After ZnS shell growth, the XRD patterns of CdSe core were slightly shifted to higher 2-theta angle (Figure 8), which supports the formation of ZnS shell over the CdSe core. Further, broadening in XRD patterns represents the finite crystalline size of the core. It is interesting to note that in our previous study, when lower boiling point solvents (toluene (BP 110°C), t-butyl toluene (BP 190°C)) were used to digest as-prepared SMAD product, the particles retain the crystalline nature of the bulk starting material, that is, wurtzite (hexagonal) crystalline structure .
However, when digestive ripening was carried out at an elevated temperature (250°C) in presence of phosphine and amine ligands, the particles attained a zinc blend (cubic) crystal structure. This transformation is most likely due to the reduction in growth rate  in presence of amine ligand . Further, at elevated temperature, the crystalline defects are minimized resulting in enhanced quantum yield. Addition of inorganic high bang gap ZnS shell further enhanced the quantum yield from 36% to 60%.
It is also important to note that when toluene was used as digestive ripening solvent, the measured QY was 11% and a 28% QY was achieved with t-butyltoluene . With the higher digestive ripening temperature, the higher QY must be due to removal of crystalline defects. The HRTEM images (Figure 7) do show that the particles have good crystalline nature of both core and core-shell particles.
Surface composition of CdSe and CdSe/ZnS QDs was investigated with XPS. In Figure 9(a), the two strong peaks located at 405.2 and 412 eV correspond to Cd 3d binding energy of CdSe, and the peak at 54. 3 eV in Figure 9(b), corresponds to Se 3d binding energy of CdSe [28, 37]. The XPS spectrum of CdSe/ZnS core/shell NCs shows typical peaks for ZnS, with Zn 2p3/2 and S 2p3/2 located at 1022 (Figure 9(c)) and 161.5 eV (Figure 9(d)), respectively. Based on XPS data, the growth of ZnS shell on CdSe core is confirmed.

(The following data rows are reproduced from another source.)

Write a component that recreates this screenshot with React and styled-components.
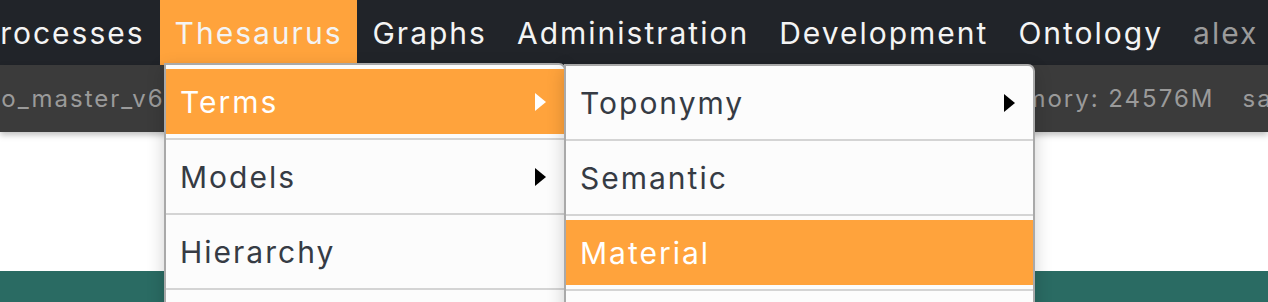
import React from "react"
import styled, { createGlobalStyle } from "styled-components"

const GlobalStyle = createGlobalStyle`
  html, body {
    margin: 0;
    padding: 0;
    background: #ffffff;
    overflow: hidden;
  }
  body {
    font-family: Inter, "Noto Sans", "Liberation Sans", sans-serif;
  }
`

const Page = styled.div`
  position: relative;
  width: 1268px;
  height: 302px;
  display: flex;
  flex-direction: column;
  overflow: hidden;
`

const NavBar = styled.nav`
  height: 65px;
  flex: none;
  background: #212429;
  display: flex;
  align-items: stretch;
  margin-left: -36px;
`

const NavItem = styled.div`
  display: flex;
  align-items: center;
  padding: 0 15px;
  font-size: 30px;
  letter-spacing: 2px;
  color: ${(p) => (p.$muted ? "#9b9b9b" : "#f4f4f4")};
  background: ${(p) => (p.$active ? "#ffa33c" : "transparent")};
  white-space: nowrap;
`

const StatusBar = styled.div`
  height: 67px;
  flex: none;
  background: #3b3b3b;
  display: flex;
  align-items: center;
  gap: 28px;
  color: #9a9a9a;
  font-size: 24px;
  letter-spacing: 2px;
  white-space: nowrap;
  box-shadow: 0 3px 6px rgba(0, 0, 0, 0.25);
  position: relative;
  z-index: 1;
`

const StatusText = styled.span`
  margin-left: ${(p) => p.$offset || 0}px;
`

const Content = styled.div`
  height: 139px;
  flex: none;
  background: #ffffff;
`

const Footer = styled.div`
  flex: 1;
  background: #2a6b63;
`

const Menu = styled.ul`
  position: absolute;
  z-index: 5;
  top: ${(p) => p.$top}px;
  left: ${(p) => p.$left}px;
  width: ${(p) => p.$width}px;
  margin: 0;
  padding: 4px 0 0;
  list-style: none;
  background: #fcfcfc;
  border: 2px solid #a9a9a9;
  border-radius: 0 7px 0 0;
  box-shadow: 0 6px 18px rgba(0, 0, 0, 0.18);
  letter-spacing: 2px;
`

const Item = styled.li`
  border-top: ${(p) => (p.$first ? "none" : "2px solid #d4d4d4")};
  padding: ${(p) => (p.$first ? "0 0 4px" : "4px 0")};
`

const Row = styled.div`
  height: 65px;
  display: flex;
  align-items: center;
  justify-content: space-between;
  padding: 0 18px 0 14px;
  font-size: 30px;
  color: ${(p) => (p.$active ? "#ffffff" : "#363b44")};
  background: ${(p) => (p.$active ? "#ffa33c" : "transparent")};
`

const Arrow = styled.span`
  width: 0;
  height: 0;
  border-top: 9px solid transparent;
  border-bottom: 9px solid transparent;
  border-left: 11px solid ${(p) => (p.$light ? "#ffffff" : "#000000")};
`

function MenuList({ items, ...rest }) {
  return (
    <Menu {...rest}>
      {items.map((it, i) => (
        <Item key={it.label} $first={i === 0}>
          <Row $active={it.active}>
            {it.label}
            {it.sub && <Arrow $light={it.active} />}
          </Row>
        </Item>
      ))}
    </Menu>
  )
}

const thesaurus = [
  { label: "Terms", sub: true, active: true },
  { label: "Models", sub: true },
  { label: "Hierarchy" },
  { label: "Places" },
]

const terms = [
  { label: "Toponymy", sub: true },
  { label: "Semantic" },
  { label: "Material", active: true },
  { label: "Technique" },
]

export default function App() {
  return (
    <>
      <GlobalStyle />
      <Page>
        <NavBar>
          <NavItem>Processes</NavItem>
          <NavItem $active>Thesaurus</NavItem>
          <NavItem>Graphs</NavItem>
          <NavItem>Administration</NavItem>
          <NavItem>Development</NavItem>
          <NavItem>Ontology</NavItem>
          <NavItem $muted>alex</NavItem>
        </NavBar>
        <StatusBar>
          <StatusText $offset={-42}>repo_master_v6</StatusText>
          <StatusText $offset={792}>Memory: 24576M</StatusText>
          <StatusText>saved</StatusText>
        </StatusBar>
        <Content />
        <Footer />
        <MenuList items={thesaurus} $top={63} $left={164} $width={398} />
        <MenuList items={terms} $top={64} $left={564} $width={467} />
      </Page>
    </>
  )
}
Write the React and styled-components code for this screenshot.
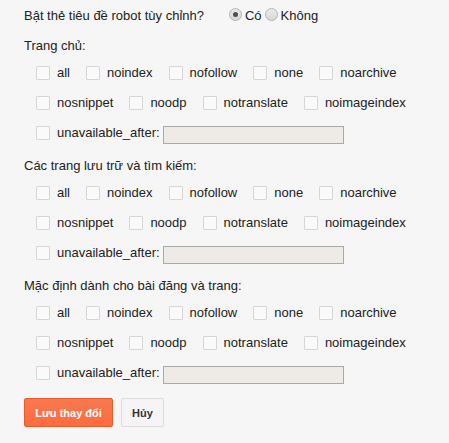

4.4. Cadmium Telluride Core–Zinc Sulfide Shell QDs
Figure 10(a) is the PL of the CdTe/ZnS core shell. The measured QY of CdTe and CdTe/ZnS is 38% and 60% respectively. The lattice parameters for CdTe c = 6.477 Å and for ZnS c = 6.257 Å  and the lattice mismatch CdTe core and ZnS shell are 19.8% . Figure 10(b) and 10(c) are the HRTEM image of CdTe QDs before and after addition of ZnS shell. In order to confirm the formation of ZnS shell on CdTe, energy dispersive X-ray spectroscopy (EDX) and the powder XRD measurements were made. The EDX spectrum in Figure 10(d) shows the existence of Te, Cd, Zn, and S in the CdTe/ZnS sample. The sulfur peak at 2.3 keV and the Zn peak at 8.9 keV in EDX spectrum indicate the existence of a ZnS shell layer on the CdTe core. These results of the EDX spectrum further confirm the formation of the core/shell QDs.
The powder XRD patterns of CdTe and CdTe/ZnS core shell are shown in Figure 10(e). The characteristic zinc blend planes of 111, 220, and 311 located at 24.40°, 41.60°, and 47.90° for CdTe core and at 24.94°, 41.72°, and 48.76° for CdTe/ZnS in 10–60° 2Ø range are observed. The position of the XRD peaks of CdTe cores matched well with those of bulk CdTe cubic structure (JCPDS No. 15–0770). After growth of ZnS shell on the CdTe core, the peak position shifted to higher angles towards the positions of bulk ZnS cubic structure peaks (JCPDS No. 05–0566), which substantiates the formation of CdTe/ZnS core shell.
In Figure 11(a), the two strong peaks located at 404.9 and 412 eV correspond to Cd 3d-binding energy of CdTe QD, and the peak at 571.8, 581.9 eV in Figure 11(b) corresponds to Te 3d binding energy of CdTe. In Figure 11(c), the strong peaks 1021, 1044.eV correspond to Zn 2p and 161.5 eV in Figure 11(d), correspond to S binding energy of CdTeZnS QDs. These data of XPS provide the direct evidence of the formation of CdTe/ZnS QDs.
We demonstrated the ability of the SMAD technique for the synthesis of semiconductor cadmium selenide and cadmium telluride quantum dots. Digestive ripening at high-temperature (250°C) was achieved by employing TOPO and OA as digestive ripening solvents. Compared to CdSe (90 min), the digestive ripening of CdTe was much faster (60 min). High temperature digestive ripening facilitated the removal of crystalline defects and allows enhancement in the photoluminescence of both CdSe and CdTe. Further enhancement of QY (40 to 60%) was achieved by coating with a high band gap inorganic ZnS shell by sonochemical procedure. Formation of ZnS over the core is evident from enhanced PL, XRD, EDX, and XPS analysis.
The support of Department of Energy (DE-FG 02–10 ER16202) is gratefully acknowledged.